We can split the competing hypotheses on Polynesian origins into two main groups: they cam either from (1) Southeast Asia or (2) New Guinea/Melanesia. There has also been the suggestion of Thor Heyerdahl that they came from South America, which has never been taken very seriously since both archaeology and linguistics suggest and origin from the west.
The mtDNA picture for the Polynesians is extremely simple (Fig. 12). They have two main clades (or haplogroups), which are extremely divergent from each other, suggesting very different origins. One clade accounts for about 94%, and the other for nearly 4%. Although they are very different from each other, neither clade is very diverse internally. An estimate of the age within Polynesia of the commonest clade comes to about 1,000 years within central Polynesia and 3,000 years in the west, matching the archaeological dates very well.
Figure 12 Figure 13
Now, we can look to see how these clades fit into the overall tree of variation for Southeast Asia and the western Pacific (Fig. 13). Not surprisingly, the overall tree is far more diverse, and Southeast Asians and Melanesians are quite distinct, falling onto different branches. We can see that the main Polynesian clade emerges from the tip of one of the Southeast Asian branches, and the minor Polynesian clade comes from the opposite end of the tree, on a branch present only in Melanesians and New Guineans. So it looks as if the majority of Polynesian mitochondria cam from Southeast Asia, with a small minority coming from the western Pacific - perhaps being picked up on the way. The remaining 2% of lineage in Polynesia are of either Asian or Europe origin, as one might expect - there seem to be none from Native Americans.

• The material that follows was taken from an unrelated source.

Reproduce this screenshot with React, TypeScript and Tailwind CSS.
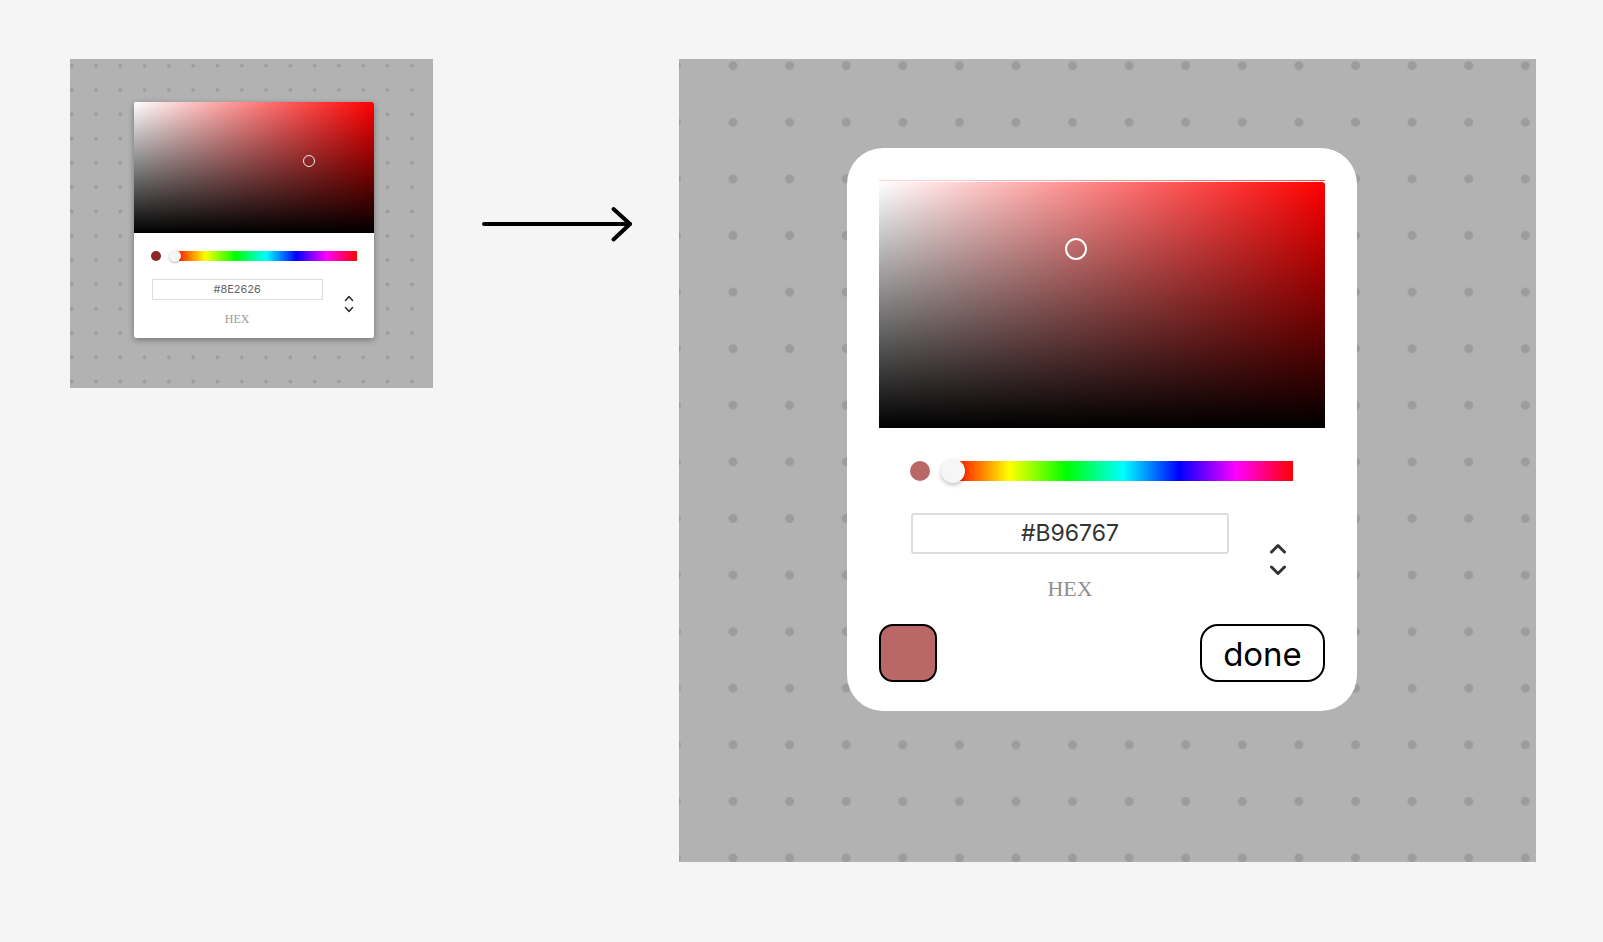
import React from "react";

const HUE =
  "bg-[linear-gradient(to_right,#f00_0%,#ff0_16.6%,#0f0_33.3%,#0ff_50%,#00f_66.6%,#f0f_83.3%,#f00_100%)]";

// SV field for hue 0: white -> red horizontally, fading to black downward
function SatField({ className, children }: { className?: string; children?: React.ReactNode }) {
  return (
    <div className={`relative bg-[linear-gradient(to_right,#fff,#f00)] ${className ?? ""}`}>
      <div className="absolute inset-0 rounded-[inherit] bg-[linear-gradient(to_bottom,transparent,#000)]" />
      {children}
    </div>
  );
}

function Chevrons({ big }: { big?: boolean }) {
  if (big) {
    return (
      <svg width="20" height="34" viewBox="0 0 20 34" className="shrink-0">
        <polyline points="3.5,9 10,2.5 16.5,9" fill="none" stroke="#333" strokeWidth="3" strokeLinecap="round" strokeLinejoin="round" />
        <polyline points="3.5,24 10,30.5 16.5,24" fill="none" stroke="#333" strokeWidth="3" strokeLinecap="round" strokeLinejoin="round" />
      </svg>
    );
  }
  return (
    <svg width="10" height="20" viewBox="0 0 10 20" className="shrink-0">
      <polyline points="1.5,6.5 5,2.5 8.5,6.5" fill="none" stroke="#333" strokeWidth="1.6" strokeLinecap="round" strokeLinejoin="round" />
      <polyline points="1.5,13.5 5,17.5 8.5,13.5" fill="none" stroke="#333" strokeWidth="1.6" strokeLinecap="round" strokeLinejoin="round" />
    </svg>
  );
}

function SmallPicker() {
  return (
    <div className="h-[236px] w-[240px] rounded-[2px] bg-white shadow-[0_2px_6px_rgba(0,0,0,0.35)]">
      <SatField className="h-[131px] rounded-t-[2px]">
        <div className="absolute left-[169px] top-[52.7px] size-[12px] rounded-full border-[1.5px] border-[#eee]" />
      </SatField>

      <div className="mt-[17px] flex h-[12px] items-center pl-[17.4px] pr-[17px]">
        <div className="size-[10px] shrink-0 rounded-full bg-[#8e2626]" />
        <div className={`relative ml-[13.3px] h-[10px] flex-1 ${HUE}`}>
          <div className="absolute -left-[6px] top-1/2 size-[12px] -translate-y-1/2 rounded-full bg-[#f6f6f6] shadow-[0_1px_2px_rgba(0,0,0,0.3)]" />
        </div>
      </div>

      <div className="mt-[17px] flex items-start">
        <div className="ml-[17.7px] w-[171px]">
          <div className="flex h-[21px] items-center justify-center border border-[#ddd] text-[11px] text-[#666]">
            #8E2626
          </div>
          <div className="mt-[12px] text-center font-['Liberation_Serif',serif] text-[12px] leading-[14px] text-[#999]">
            HEX
          </div>
        </div>
        <div className="ml-[21px] mt-[15px]">
          <Chevrons />
        </div>
      </div>
    </div>
  );
}

function BigPicker() {
  return (
    <div className="h-[563px] w-[510px] rounded-[36px] bg-white px-8 pt-8">
      <div className="h-px bg-[linear-gradient(to_right,#ffd9d9,#ff4d4d)]" />
      <SatField className="mt-px h-[246px] rounded-tr-[3px]">
        <div className="absolute left-[185.5px] top-[56.4px] size-[22px] rounded-full border-2 border-white" />
      </SatField>

      <div className="mt-[31px] flex h-[24px] items-center pl-[31px] pr-[32px]">
        <div className="size-[20px] shrink-0 rounded-full bg-[#b96767]" />
        <div className={`relative ml-[23px] h-[20px] flex-1 ${HUE}`}>
          <div className="absolute -left-[12px] top-1/2 size-[24px] -translate-y-1/2 rounded-full bg-[#f6f6f6] shadow-[0_2px_4px_rgba(0,0,0,0.25)]" />
        </div>
      </div>

      <div className="mt-[30px] flex items-center">
        <div className="ml-[32px] w-[318px]">
          <div className="flex h-[41px] items-center justify-center rounded-[3px] border-2 border-[#ddd] text-[23px] text-[#333]">
            #B96767
          </div>
          <div className="mt-[22px] text-center font-['Liberation_Serif',serif] text-[22px] leading-[26px] text-[#8f8f8f]">
            HEX
          </div>
        </div>
        <div className="ml-[39px] mt-[4px]">
          <Chevrons big />
        </div>
      </div>

      <div className="mt-[22px] flex items-center justify-between">
        <div className="size-[58px] rounded-[14px] border-2 border-black bg-[#b96767]" />
        <button
          type="button"
          className="flex h-[58px] w-[125px] items-center justify-center rounded-[18px] border-2 border-black pt-[2px] text-[33px] leading-none text-black"
        >
          done
        </button>
      </div>
    </div>
  );
}

function Arrow() {
  return (
    <svg width="156" height="40" viewBox="0 0 156 40" className="shrink-0">
      <line x1="4" y1="20" x2="150" y2="20" stroke="#000" strokeWidth="4" strokeLinecap="round" />
      <polyline points="133.5,5 150,20 133.5,35.5" fill="none" stroke="#000" strokeWidth="4" strokeLinecap="round" strokeLinejoin="round" />
    </svg>
  );
}

export default function App() {
  return (
    <div className="flex h-[942px] w-full items-start bg-[#f5f5f5] pl-[70px] pt-[59px] font-['Inter',sans-serif]">
      <div className="h-[329px] w-[363px] shrink-0 bg-[#b2b2b2] bg-[radial-gradient(circle,#9c9c9c_1.6px,transparent_2.2px)] bg-[length:24.3px_24.3px] bg-[position:13.85px_18.85px] pl-[64px] pt-[43px]">
        <SmallPicker />
      </div>

      <div className="ml-[47px] mt-[145px]">
        <Arrow />
      </div>

      <div className="ml-[43px] h-[803px] w-[857px] shrink-0 bg-[#b2b2b2] bg-[radial-gradient(circle,#9c9c9c_4px,transparent_4.9px)] bg-[length:56.6px_56.6px] bg-[position:25.7px_35px] pl-[168px] pt-[89px]">
        <BigPicker />
      </div>
    </div>
  );
}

We can even go further, because there is a difference between archaeologists who, whilst agreeing that the Polynesians arose in Southeast Asia, differ on whether it was from Taiwan and the South Chinese mainland, or somewhere within the islands of Indonesia. The main Polynesian sequence doesn't occur in Taiwan, but it does occur in Indonesia. Since it occurs nowhere else to the west, it looks as if it must have arisen there, and then spread west. It has a lot of diversity in Indonesia, amounting to something like 10,000 to 20,000 years, so it looks as if the idea that the Polynesians arose in Indonesia is likely to be correct.
In summary, we can learn quite a lot about prehistoric migrations by looking at trees built up from DNA sequences, and seeing how the lineages on the trees are distributed geographically in present-day populations. Usually we need to start off with an overall picture of the demography - whether the tree is star-like, signalling an expansion - because of there have not been expansions and drift has played a large role then tracing lineages back and especially dating clades becomes more problematic. Fortunately most human populations do show signatures of demographic expansions, so we can proceed to study the movements of lineages in more detail. The situation is not usually as straightforward as the expansion into Polynesia, and the subject is really still in its infancy. Moreover, most of this work has been done up till now using mtDNA, showing only the female side. However, the Y chromosome is starting to give us a complementary picture of the male side, and eventually more information from non-recombining parts of the X and autosomal loci will help to build up a fuller picture.